In Italia si potrebbe vivere bene: c’è il sole, abbiamo spiagge stupende, montagne eccezionali, clima invidiabile, bellezze naturali da sogno, si mangia e si beve in modo divino, abbiamo ricchezze artistiche e naturali indicibili. Ogni angolo della nostra terra ha storia, cultura, tradizione. Siamo ricchi, di quella ricchezza spirituale che tutti vorrebbero avere e che nessuno ci deve levare. Perdere tutto questo per uno “spread” inventato da fantomatiche società di “rating” di cui, fino al 2010, nessuno conosceva l’esistenza è veramente demenziale.
Torniamo a vivere come abbiamo sempre saputo, a dimensione umana sfruttando il nostro genio creativo ed esportando le idee in tutto il mondo. Dobbiamo però capire che la ricreazione è finita; è indispensabile tornare a lavorare, a denunciare i parassiti e, se necessario, a fare sacrifici, non per pagare stipendi e pensioni d’oro a chi ci ha condotto in questo baratro ma per dare un futuro migliore di questo ai nostri giovani.
Questa è la vera solidarietà, non i due euro da dare con una telefonata per pagare cellulari, auto blindate e segretarie a presidenti di società cosiddette benefiche, ma ricostruire un mondo di valori. Noi siamo latini, e ne siamo orgogliosi, non siamo anglosassoni, noi stiamo bene quando intorno a noi c’è gente che sta bene. Non serve rubare, non serve corrompere, non occorre trovare scorciatoie.

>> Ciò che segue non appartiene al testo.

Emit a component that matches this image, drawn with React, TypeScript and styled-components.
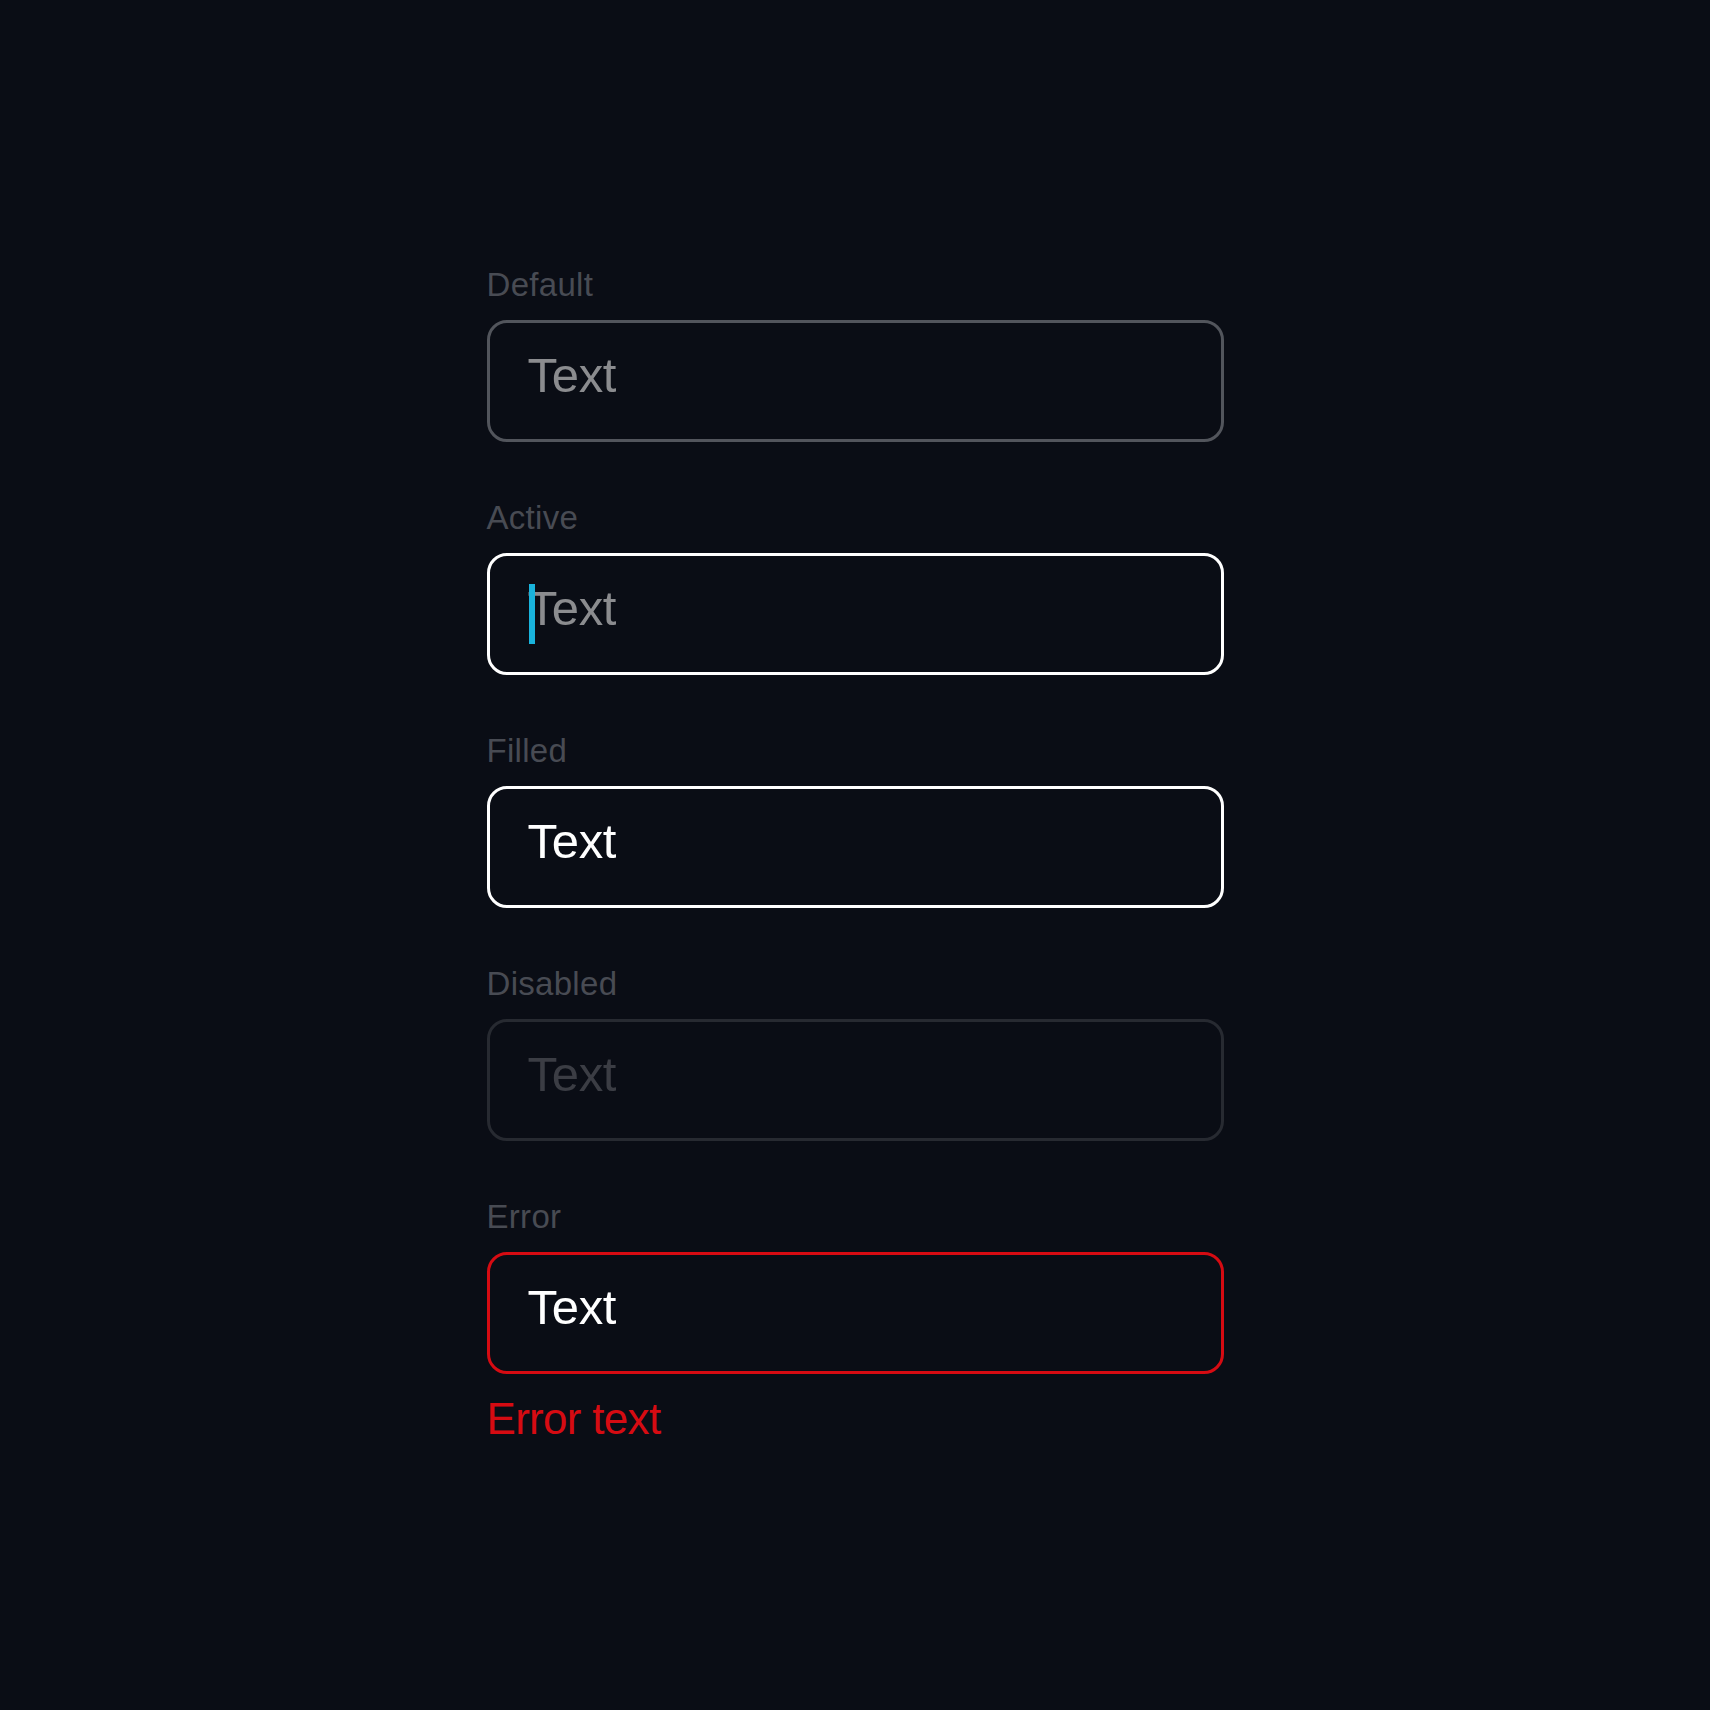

Allora lavoriamo per dare servizi autentici ai nostri concittadini, torniamo a produrre, creiamo uno stato degno di questo nome che vigili e diriga la convivenza tra le varie categorie, costruiamo strumenti di partecipazione reale sui posti di lavoro, nel tempo libero, nella conduzione dello stato. Correggiamo chi sbaglia ma allontaniamo le mele marce. L’Italia ce la può fare, basta che il popolo tutto lo voglia.
Dobbiamo liberarci dalla finta convinzione, che ci hanno inculcato gli imbonitori della politica, dei giornali e della televisione, della ineluttabilità ed inevitabilità di quello che sta accadendo. Si deve ricostruire il tessuto sociale, è un dovere verso i più giovani tornare all’impegno politico, non come ufficio di collocamento, né come modo di “appecoronarsi” ai detentori delle risorse, ma come servizio per restituire al nostro popolo ed alla nostra Nazione la posizione che compete.
Ma i giovani anche, pur se diseducati dagli esempi ricevuti e delusi dalla realtà che li circonda, devono buttare il cuore oltre l’ostacolo e mettere nell’ azione politica l’ardore dei loro venti anni. L’abbraccio fra tutte le generazioni, deve anticipare l’abbraccio fra tutti gli Italiani per costruire un fronte di difesa che, quanto prima, deve diventare un fronte d’attacco.
Insomma il Frontismo vuole esser la molla che da’ la forza all’insieme degli Italiani di realizzare il riscatto nazionale, popolare e sociale, come tassello di un più vasto movimento mondiale di lotta al mondialismo ed al capitalismo finanziario.
Occorre realizzare una nuova grande “sintesi” sia culturale che politica che possa ridare fiato e speranza di crescita alla nostra comunità.
Andiamo nelle case della gente, insegniamo loro come fare non a lamentarsi ma a riprendersi il futuro; diamo ai giovani fiducia, torniamo a far capire loro che la vita è sfida, avventura, che il futuro non lo devono attendere dai genitori o da parenti o da amici potenti ma se lo devono costruire e conquistare da soli; rigeneriamo la forza creativa di questo popolo che ha saputo fare cose stupende quando ha avuto riferimenti precisi ed esempi positivi; ritorniamo orgogliosi della nostra italianità.
Tutto questo vuol dire lottare. Ma se non lottiamo quando ci stanno scippando la terra, la storia, il futuro, allora è giusto che questo popolo scompaia.
Io ci sono e ci sarò sempre, ma con me ci saranno tanti e tanti altri italiani pronti a fare la propria parte, si devono solo convincere che si può fare, che si deve fare, che si può vincere.